_What to work on:_ Pictures excluded, return the lines below from the first through the line holding "const RE = /([\u2E80-\u9FFF\u3000-\u303F\uFF00-\uFFEF]+)/;".

** begin **

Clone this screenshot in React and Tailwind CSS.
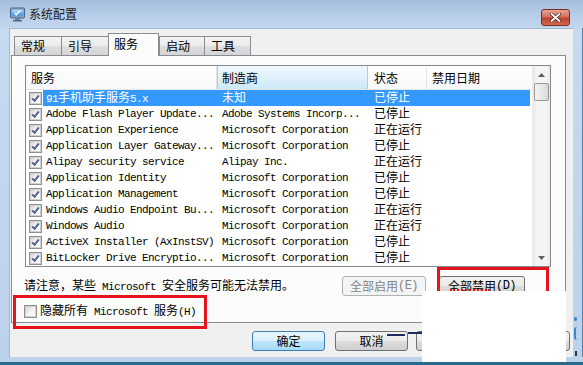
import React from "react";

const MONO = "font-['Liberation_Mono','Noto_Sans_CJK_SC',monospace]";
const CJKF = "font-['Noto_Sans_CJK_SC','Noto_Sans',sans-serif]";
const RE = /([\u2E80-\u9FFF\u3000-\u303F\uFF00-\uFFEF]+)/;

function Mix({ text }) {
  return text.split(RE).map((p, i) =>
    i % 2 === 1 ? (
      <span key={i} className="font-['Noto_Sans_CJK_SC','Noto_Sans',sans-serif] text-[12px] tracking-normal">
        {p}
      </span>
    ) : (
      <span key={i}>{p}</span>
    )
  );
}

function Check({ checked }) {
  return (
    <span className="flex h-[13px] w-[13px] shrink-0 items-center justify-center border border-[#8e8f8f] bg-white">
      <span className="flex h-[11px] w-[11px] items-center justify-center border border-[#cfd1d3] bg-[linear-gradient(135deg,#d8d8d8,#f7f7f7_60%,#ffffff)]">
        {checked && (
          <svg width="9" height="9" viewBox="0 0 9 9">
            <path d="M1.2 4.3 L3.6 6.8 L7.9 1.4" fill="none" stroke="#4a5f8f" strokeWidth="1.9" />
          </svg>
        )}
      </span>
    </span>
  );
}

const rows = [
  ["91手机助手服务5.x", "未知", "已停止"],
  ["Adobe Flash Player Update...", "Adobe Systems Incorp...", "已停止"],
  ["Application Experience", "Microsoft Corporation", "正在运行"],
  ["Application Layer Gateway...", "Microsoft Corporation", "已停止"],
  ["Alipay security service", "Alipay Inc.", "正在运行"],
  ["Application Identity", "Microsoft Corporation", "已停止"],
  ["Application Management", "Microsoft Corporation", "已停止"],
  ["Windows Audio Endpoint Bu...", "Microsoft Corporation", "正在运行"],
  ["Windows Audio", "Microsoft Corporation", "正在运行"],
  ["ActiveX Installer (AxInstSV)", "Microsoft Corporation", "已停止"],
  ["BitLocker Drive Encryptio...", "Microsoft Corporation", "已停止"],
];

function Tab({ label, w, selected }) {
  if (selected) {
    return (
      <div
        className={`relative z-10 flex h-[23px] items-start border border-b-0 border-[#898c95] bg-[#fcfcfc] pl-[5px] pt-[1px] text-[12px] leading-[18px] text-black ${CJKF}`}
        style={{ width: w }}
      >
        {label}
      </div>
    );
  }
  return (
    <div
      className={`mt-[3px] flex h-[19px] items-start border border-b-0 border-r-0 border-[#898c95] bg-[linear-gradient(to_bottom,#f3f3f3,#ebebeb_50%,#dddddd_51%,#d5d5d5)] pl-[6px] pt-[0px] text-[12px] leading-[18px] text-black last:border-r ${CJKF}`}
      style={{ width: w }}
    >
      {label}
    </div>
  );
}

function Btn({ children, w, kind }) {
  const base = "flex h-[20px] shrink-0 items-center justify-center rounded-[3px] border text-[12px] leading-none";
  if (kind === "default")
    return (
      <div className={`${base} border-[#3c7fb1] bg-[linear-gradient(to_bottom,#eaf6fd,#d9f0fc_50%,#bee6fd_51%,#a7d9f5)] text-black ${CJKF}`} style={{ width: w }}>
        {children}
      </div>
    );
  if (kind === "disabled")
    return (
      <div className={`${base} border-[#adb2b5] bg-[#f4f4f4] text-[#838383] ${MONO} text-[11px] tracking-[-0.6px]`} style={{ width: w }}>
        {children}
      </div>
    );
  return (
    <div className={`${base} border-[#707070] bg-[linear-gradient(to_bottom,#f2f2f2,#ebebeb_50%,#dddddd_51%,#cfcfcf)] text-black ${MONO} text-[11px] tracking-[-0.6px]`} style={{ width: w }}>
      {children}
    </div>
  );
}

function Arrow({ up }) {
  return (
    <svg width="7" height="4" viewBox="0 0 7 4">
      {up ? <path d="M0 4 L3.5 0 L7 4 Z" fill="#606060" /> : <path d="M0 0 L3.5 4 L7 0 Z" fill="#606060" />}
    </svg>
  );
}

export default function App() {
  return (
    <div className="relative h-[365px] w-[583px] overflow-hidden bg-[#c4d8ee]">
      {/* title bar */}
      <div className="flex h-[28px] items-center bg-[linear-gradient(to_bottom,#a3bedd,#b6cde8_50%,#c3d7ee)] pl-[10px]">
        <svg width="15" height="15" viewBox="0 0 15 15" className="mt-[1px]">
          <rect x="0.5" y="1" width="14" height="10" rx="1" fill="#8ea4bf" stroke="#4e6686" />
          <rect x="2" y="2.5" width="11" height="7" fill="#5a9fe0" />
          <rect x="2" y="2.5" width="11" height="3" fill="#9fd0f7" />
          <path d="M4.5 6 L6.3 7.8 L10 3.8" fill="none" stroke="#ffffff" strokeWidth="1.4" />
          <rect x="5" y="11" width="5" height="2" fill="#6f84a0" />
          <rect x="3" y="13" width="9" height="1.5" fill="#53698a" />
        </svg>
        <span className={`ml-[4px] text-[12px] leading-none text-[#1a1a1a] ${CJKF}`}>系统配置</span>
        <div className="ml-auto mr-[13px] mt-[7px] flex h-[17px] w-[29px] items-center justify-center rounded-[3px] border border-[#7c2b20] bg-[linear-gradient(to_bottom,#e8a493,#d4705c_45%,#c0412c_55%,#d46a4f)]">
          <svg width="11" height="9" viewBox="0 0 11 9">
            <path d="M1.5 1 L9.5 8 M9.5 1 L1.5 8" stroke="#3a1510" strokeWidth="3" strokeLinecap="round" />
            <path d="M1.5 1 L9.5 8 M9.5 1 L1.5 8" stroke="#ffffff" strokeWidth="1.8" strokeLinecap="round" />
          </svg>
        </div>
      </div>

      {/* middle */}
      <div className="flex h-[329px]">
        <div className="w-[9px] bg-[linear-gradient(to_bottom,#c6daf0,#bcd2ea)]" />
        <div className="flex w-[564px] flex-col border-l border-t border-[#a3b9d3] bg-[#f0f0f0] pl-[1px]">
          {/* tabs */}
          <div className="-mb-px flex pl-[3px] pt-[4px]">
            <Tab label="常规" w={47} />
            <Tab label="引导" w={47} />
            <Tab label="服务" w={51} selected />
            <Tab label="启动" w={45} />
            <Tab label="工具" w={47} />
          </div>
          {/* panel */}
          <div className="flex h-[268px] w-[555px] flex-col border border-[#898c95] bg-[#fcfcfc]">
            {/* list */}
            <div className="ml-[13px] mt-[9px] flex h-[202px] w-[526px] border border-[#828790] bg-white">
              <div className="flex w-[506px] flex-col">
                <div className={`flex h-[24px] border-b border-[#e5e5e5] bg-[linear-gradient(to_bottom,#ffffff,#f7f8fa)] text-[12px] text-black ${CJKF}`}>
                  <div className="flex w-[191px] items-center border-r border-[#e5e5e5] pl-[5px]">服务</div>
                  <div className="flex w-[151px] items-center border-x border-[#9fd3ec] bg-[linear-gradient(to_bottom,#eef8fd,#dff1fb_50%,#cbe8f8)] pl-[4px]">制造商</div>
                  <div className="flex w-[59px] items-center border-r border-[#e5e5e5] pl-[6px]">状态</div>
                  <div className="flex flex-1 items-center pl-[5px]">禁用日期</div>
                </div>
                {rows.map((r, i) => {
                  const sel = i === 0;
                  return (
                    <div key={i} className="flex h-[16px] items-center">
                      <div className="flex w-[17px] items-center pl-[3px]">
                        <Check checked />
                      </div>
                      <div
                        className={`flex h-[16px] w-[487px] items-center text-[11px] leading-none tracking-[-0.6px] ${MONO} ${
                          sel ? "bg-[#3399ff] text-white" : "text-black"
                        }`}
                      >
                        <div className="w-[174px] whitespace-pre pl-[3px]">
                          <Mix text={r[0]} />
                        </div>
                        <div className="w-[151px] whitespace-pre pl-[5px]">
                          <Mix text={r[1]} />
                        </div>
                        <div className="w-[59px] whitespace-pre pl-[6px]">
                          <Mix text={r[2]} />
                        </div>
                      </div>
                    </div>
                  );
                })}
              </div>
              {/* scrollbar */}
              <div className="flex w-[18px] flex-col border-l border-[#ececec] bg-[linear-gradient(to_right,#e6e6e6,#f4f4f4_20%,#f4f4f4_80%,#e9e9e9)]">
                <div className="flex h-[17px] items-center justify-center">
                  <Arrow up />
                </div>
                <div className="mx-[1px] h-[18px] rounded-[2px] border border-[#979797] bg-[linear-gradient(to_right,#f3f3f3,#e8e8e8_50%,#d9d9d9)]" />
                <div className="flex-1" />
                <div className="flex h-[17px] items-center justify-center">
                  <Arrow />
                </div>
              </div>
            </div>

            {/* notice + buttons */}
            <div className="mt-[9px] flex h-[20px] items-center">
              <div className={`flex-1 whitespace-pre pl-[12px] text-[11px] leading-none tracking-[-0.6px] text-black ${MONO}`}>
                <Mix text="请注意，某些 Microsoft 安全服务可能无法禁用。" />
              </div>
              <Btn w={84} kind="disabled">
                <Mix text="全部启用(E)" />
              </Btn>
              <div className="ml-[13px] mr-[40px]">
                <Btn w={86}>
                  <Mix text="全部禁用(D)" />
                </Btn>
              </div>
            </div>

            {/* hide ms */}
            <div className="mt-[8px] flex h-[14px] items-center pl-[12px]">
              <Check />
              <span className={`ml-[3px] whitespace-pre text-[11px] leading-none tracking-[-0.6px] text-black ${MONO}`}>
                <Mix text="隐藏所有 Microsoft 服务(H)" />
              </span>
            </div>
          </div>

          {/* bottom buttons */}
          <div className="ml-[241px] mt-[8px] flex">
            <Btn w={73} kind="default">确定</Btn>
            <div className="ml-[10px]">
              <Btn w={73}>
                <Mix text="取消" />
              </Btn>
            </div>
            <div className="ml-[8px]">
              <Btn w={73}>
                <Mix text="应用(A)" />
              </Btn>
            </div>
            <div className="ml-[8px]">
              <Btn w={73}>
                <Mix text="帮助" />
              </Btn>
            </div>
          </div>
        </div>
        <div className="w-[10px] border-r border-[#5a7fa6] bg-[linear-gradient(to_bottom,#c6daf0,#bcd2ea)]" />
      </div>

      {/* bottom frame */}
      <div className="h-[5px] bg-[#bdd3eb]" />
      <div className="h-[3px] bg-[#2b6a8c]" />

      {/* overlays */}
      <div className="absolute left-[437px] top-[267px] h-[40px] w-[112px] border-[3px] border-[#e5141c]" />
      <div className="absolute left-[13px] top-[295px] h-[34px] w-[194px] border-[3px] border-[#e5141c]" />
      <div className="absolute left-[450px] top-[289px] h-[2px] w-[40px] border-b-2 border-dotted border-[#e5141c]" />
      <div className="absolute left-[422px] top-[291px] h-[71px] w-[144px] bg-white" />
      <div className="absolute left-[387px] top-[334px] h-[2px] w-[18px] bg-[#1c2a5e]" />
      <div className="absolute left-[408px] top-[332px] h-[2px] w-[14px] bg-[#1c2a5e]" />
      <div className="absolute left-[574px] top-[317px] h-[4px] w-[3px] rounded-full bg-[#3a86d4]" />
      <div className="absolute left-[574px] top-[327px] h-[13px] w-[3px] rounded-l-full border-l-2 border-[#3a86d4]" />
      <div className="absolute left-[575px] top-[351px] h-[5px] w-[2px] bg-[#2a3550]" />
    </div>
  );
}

** end **

_Written reply:_
Clone this screenshot in React and Tailwind CSS.
import React from "react";

const MONO = "font-['Liberation_Mono','Noto_Sans_CJK_SC',monospace]";
const CJKF = "font-['Noto_Sans_CJK_SC','Noto_Sans',sans-serif]";
const RE = /([\u2E80-\u9FFF\u3000-\u303F\uFF00-\uFFEF]+)/;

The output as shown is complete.